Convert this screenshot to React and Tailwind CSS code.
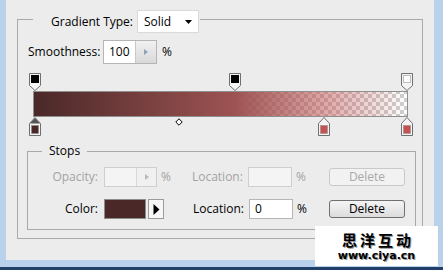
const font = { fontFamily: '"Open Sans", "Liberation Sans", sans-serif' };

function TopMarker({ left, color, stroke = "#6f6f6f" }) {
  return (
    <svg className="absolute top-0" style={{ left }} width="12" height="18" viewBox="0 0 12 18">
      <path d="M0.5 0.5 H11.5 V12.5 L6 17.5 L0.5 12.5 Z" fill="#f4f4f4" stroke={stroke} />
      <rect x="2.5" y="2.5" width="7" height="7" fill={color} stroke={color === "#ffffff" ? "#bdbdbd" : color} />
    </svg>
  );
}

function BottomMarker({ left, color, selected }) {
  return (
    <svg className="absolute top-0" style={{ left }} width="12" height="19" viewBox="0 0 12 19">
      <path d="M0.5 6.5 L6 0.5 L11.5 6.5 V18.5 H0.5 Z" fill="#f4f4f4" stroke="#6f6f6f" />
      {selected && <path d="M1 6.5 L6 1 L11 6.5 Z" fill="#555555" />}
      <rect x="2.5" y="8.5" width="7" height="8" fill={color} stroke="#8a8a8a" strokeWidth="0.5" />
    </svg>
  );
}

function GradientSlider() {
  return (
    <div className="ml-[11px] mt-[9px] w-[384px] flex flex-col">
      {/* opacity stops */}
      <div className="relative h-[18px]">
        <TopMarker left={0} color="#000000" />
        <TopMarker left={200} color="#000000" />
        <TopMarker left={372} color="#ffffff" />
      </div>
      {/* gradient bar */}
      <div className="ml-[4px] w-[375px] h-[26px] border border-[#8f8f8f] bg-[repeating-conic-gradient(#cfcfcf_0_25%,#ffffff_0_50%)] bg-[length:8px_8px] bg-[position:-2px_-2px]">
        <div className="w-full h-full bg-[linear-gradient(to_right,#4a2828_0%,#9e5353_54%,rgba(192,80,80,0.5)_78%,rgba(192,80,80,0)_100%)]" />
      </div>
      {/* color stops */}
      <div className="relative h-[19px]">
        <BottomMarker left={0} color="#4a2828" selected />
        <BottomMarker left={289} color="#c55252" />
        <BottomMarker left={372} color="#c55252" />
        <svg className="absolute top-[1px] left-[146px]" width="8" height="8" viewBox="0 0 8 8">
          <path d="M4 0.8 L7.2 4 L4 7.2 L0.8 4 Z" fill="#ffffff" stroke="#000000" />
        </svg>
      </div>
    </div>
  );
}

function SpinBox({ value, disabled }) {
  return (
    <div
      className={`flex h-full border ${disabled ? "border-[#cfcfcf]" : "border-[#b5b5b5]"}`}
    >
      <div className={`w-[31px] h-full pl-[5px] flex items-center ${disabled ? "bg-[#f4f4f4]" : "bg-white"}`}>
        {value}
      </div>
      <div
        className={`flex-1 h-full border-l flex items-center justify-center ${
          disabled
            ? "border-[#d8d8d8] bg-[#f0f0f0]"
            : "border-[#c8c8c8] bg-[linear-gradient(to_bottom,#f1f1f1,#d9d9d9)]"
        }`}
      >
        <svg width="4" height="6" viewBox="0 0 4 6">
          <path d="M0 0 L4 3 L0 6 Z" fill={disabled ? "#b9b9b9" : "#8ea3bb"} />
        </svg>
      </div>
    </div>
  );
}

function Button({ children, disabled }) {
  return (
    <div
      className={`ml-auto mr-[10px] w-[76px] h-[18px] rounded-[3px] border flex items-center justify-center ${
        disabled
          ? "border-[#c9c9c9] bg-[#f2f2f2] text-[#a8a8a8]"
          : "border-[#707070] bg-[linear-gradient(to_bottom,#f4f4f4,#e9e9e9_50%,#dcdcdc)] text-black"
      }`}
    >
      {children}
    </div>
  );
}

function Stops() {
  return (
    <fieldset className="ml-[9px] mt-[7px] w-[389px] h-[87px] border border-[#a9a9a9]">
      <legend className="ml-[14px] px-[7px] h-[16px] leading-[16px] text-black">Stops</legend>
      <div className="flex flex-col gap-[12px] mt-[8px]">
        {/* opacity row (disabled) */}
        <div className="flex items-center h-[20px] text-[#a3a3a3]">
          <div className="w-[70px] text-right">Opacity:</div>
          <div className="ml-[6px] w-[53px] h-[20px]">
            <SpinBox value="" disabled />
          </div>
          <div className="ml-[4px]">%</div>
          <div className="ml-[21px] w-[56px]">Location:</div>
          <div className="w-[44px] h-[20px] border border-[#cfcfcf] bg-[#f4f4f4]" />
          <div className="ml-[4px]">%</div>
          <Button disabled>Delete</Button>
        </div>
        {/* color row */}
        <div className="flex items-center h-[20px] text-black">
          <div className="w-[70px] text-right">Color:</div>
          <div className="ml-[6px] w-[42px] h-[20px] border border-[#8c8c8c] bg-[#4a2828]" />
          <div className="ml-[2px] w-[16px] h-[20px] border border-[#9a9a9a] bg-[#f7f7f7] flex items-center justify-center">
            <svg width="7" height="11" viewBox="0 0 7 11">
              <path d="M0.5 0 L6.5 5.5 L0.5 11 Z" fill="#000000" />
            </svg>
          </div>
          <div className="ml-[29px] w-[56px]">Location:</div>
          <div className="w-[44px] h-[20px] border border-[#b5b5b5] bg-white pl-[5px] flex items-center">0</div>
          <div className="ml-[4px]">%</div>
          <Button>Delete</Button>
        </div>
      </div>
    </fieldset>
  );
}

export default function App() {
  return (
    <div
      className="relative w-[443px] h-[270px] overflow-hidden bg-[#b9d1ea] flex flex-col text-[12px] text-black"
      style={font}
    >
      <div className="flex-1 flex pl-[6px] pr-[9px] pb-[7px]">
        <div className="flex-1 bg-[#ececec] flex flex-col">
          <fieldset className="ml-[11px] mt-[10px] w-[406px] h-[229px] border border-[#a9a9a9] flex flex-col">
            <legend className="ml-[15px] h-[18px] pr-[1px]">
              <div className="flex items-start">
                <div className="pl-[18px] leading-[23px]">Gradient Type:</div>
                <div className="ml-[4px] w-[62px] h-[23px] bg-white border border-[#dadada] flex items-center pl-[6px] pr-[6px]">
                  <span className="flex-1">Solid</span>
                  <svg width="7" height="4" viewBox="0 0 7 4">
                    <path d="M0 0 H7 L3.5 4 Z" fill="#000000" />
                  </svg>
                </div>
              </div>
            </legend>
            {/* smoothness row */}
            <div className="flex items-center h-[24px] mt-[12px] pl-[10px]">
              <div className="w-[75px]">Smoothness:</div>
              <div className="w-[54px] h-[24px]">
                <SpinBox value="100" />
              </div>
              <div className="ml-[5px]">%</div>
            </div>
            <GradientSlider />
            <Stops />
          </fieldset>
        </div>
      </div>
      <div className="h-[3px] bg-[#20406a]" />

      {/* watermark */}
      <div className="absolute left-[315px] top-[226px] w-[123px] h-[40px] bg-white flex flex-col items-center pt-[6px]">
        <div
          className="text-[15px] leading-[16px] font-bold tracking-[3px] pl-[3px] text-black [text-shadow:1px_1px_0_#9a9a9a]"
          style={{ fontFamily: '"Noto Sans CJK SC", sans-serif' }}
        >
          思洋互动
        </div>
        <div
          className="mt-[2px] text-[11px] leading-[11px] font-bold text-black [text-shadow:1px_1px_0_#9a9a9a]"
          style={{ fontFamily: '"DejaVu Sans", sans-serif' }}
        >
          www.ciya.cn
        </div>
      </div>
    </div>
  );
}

WHAT IS NEEDED: Return the material exactly as given, apart from the pictures.

EXERCISE RESPONSE:
Convert this screenshot to React and Tailwind CSS code.
const font = { fontFamily: '"Open Sans", "Liberation Sans", sans-serif' };

function TopMarker({ left, color, stroke = "#6f6f6f" }) {
  return (
    <svg className="absolute top-0" style={{ left }} width="12" height="18" viewBox="0 0 12 18">
      <path d="M0.5 0.5 H11.5 V12.5 L6 17.5 L0.5 12.5 Z" fill="#f4f4f4" stroke={stroke} />
      <rect x="2.5" y="2.5" width="7" height="7" fill={color} stroke={color === "#ffffff" ? "#bdbdbd" : color} />
    </svg>
  );
}

function BottomMarker({ left, color, selected }) {
  return (
    <svg className="absolute top-0" style={{ left }} width="12" height="19" viewBox="0 0 12 19">
      <path d="M0.5 6.5 L6 0.5 L11.5 6.5 V18.5 H0.5 Z" fill="#f4f4f4" stroke="#6f6f6f" />
      {selected && <path d="M1 6.5 L6 1 L11 6.5 Z" fill="#555555" />}
      <rect x="2.5" y="8.5" width="7" height="8" fill={color} stroke="#8a8a8a" strokeWidth="0.5" />
    </svg>
  );
}

function GradientSlider() {
  return (
    <div className="ml-[11px] mt-[9px] w-[384px] flex flex-col">
      {/* opacity stops */}
      <div className="relative h-[18px]">
        <TopMarker left={0} color="#000000" />
        <TopMarker left={200} color="#000000" />
        <TopMarker left={372} color="#ffffff" />
      </div>
      {/* gradient bar */}
      <div className="ml-[4px] w-[375px] h-[26px] border border-[#8f8f8f] bg-[repeating-conic-gradient(#cfcfcf_0_25%,#ffffff_0_50%)] bg-[length:8px_8px] bg-[position:-2px_-2px]">
        <div className="w-full h-full bg-[linear-gradient(to_right,#4a2828_0%,#9e5353_54%,rgba(192,80,80,0.5)_78%,rgba(192,80,80,0)_100%)]" />
      </div>
      {/* color stops */}
      <div className="relative h-[19px]">
        <BottomMarker left={0} color="#4a2828" selected />
        <BottomMarker left={289} color="#c55252" />
        <BottomMarker left={372} color="#c55252" />
        <svg className="absolute top-[1px] left-[146px]" width="8" height="8" viewBox="0 0 8 8">
          <path d="M4 0.8 L7.2 4 L4 7.2 L0.8 4 Z" fill="#ffffff" stroke="#000000" />
        </svg>
      </div>
    </div>
  );
}

function SpinBox({ value, disabled }) {
  return (
    <div
      className={`flex h-full border ${disabled ? "border-[#cfcfcf]" : "border-[#b5b5b5]"}`}
    >
      <div className={`w-[31px] h-full pl-[5px] flex items-center ${disabled ? "bg-[#f4f4f4]" : "bg-white"}`}>
        {value}
      </div>
      <div
        className={`flex-1 h-full border-l flex items-center justify-center ${
          disabled
            ? "border-[#d8d8d8] bg-[#f0f0f0]"
            : "border-[#c8c8c8] bg-[linear-gradient(to_bottom,#f1f1f1,#d9d9d9)]"
        }`}
      >
        <svg width="4" height="6" viewBox="0 0 4 6">
          <path d="M0 0 L4 3 L0 6 Z" fill={disabled ? "#b9b9b9" : "#8ea3bb"} />
        </svg>
      </div>
    </div>
  );
}

function Button({ children, disabled }) {
  return (
    <div
      className={`ml-auto mr-[10px] w-[76px] h-[18px] rounded-[3px] border flex items-center justify-center ${
        disabled
          ? "border-[#c9c9c9] bg-[#f2f2f2] text-[#a8a8a8]"
          : "border-[#707070] bg-[linear-gradient(to_bottom,#f4f4f4,#e9e9e9_50%,#dcdcdc)] text-black"
      }`}
    >
      {children}
    </div>
  );
}

function Stops() {
  return (
    <fieldset className="ml-[9px] mt-[7px] w-[389px] h-[87px] border border-[#a9a9a9]">
      <legend className="ml-[14px] px-[7px] h-[16px] leading-[16px] text-black">Stops</legend>
      <div className="flex flex-col gap-[12px] mt-[8px]">
        {/* opacity row (disabled) */}
        <div className="flex items-center h-[20px] text-[#a3a3a3]">
          <div className="w-[70px] text-right">Opacity:</div>
          <div className="ml-[6px] w-[53px] h-[20px]">
            <SpinBox value="" disabled />
          </div>
          <div className="ml-[4px]">%</div>
          <div className="ml-[21px] w-[56px]">Location:</div>
          <div className="w-[44px] h-[20px] border border-[#cfcfcf] bg-[#f4f4f4]" />
          <div className="ml-[4px]">%</div>
          <Button disabled>Delete</Button>
        </div>
        {/* color row */}
        <div className="flex items-center h-[20px] text-black">
          <div className="w-[70px] text-right">Color:</div>
          <div className="ml-[6px] w-[42px] h-[20px] border border-[#8c8c8c] bg-[#4a2828]" />
          <div className="ml-[2px] w-[16px] h-[20px] border border-[#9a9a9a] bg-[#f7f7f7] flex items-center justify-center">
            <svg width="7" height="11" viewBox="0 0 7 11">
              <path d="M0.5 0 L6.5 5.5 L0.5 11 Z" fill="#000000" />
            </svg>
          </div>
          <div className="ml-[29px] w-[56px]">Location:</div>
          <div className="w-[44px] h-[20px] border border-[#b5b5b5] bg-white pl-[5px] flex items-center">0</div>
          <div className="ml-[4px]">%</div>
          <Button>Delete</Button>
        </div>
      </div>
    </fieldset>
  );
}

export default function App() {
  return (
    <div
      className="relative w-[443px] h-[270px] overflow-hidden bg-[#b9d1ea] flex flex-col text-[12px] text-black"
      style={font}
    >
      <div className="flex-1 flex pl-[6px] pr-[9px] pb-[7px]">
        <div className="flex-1 bg-[#ececec] flex flex-col">
          <fieldset className="ml-[11px] mt-[10px] w-[406px] h-[229px] border border-[#a9a9a9] flex flex-col">
            <legend className="ml-[15px] h-[18px] pr-[1px]">
              <div className="flex items-start">
                <div className="pl-[18px] leading-[23px]">Gradient Type:</div>
                <div className="ml-[4px] w-[62px] h-[23px] bg-white border border-[#dadada] flex items-center pl-[6px] pr-[6px]">
                  <span className="flex-1">Solid</span>
                  <svg width="7" height="4" viewBox="0 0 7 4">
                    <path d="M0 0 H7 L3.5 4 Z" fill="#000000" />
                  </svg>
                </div>
              </div>
            </legend>
            {/* smoothness row */}
            <div className="flex items-center h-[24px] mt-[12px] pl-[10px]">
              <div className="w-[75px]">Smoothness:</div>
              <div className="w-[54px] h-[24px]">
                <SpinBox value="100" />
              </div>
              <div className="ml-[5px]">%</div>
            </div>
            <GradientSlider />
            <Stops />
          </fieldset>
        </div>
      </div>
      <div className="h-[3px] bg-[#20406a]" />

      {/* watermark */}
      <div className="absolute left-[315px] top-[226px] w-[123px] h-[40px] bg-white flex flex-col items-center pt-[6px]">
        <div
          className="text-[15px] leading-[16px] font-bold tracking-[3px] pl-[3px] text-black [text-shadow:1px_1px_0_#9a9a9a]"
          style={{ fontFamily: '"Noto Sans CJK SC", sans-serif' }}
        >
          思洋互动
        </div>
        <div
          className="mt-[2px] text-[11px] leading-[11px] font-bold text-black [text-shadow:1px_1px_0_#9a9a9a]"
          style={{ fontFamily: '"DejaVu Sans", sans-serif' }}
        >
          www.ciya.cn
        </div>
      </div>
    </div>
  );
}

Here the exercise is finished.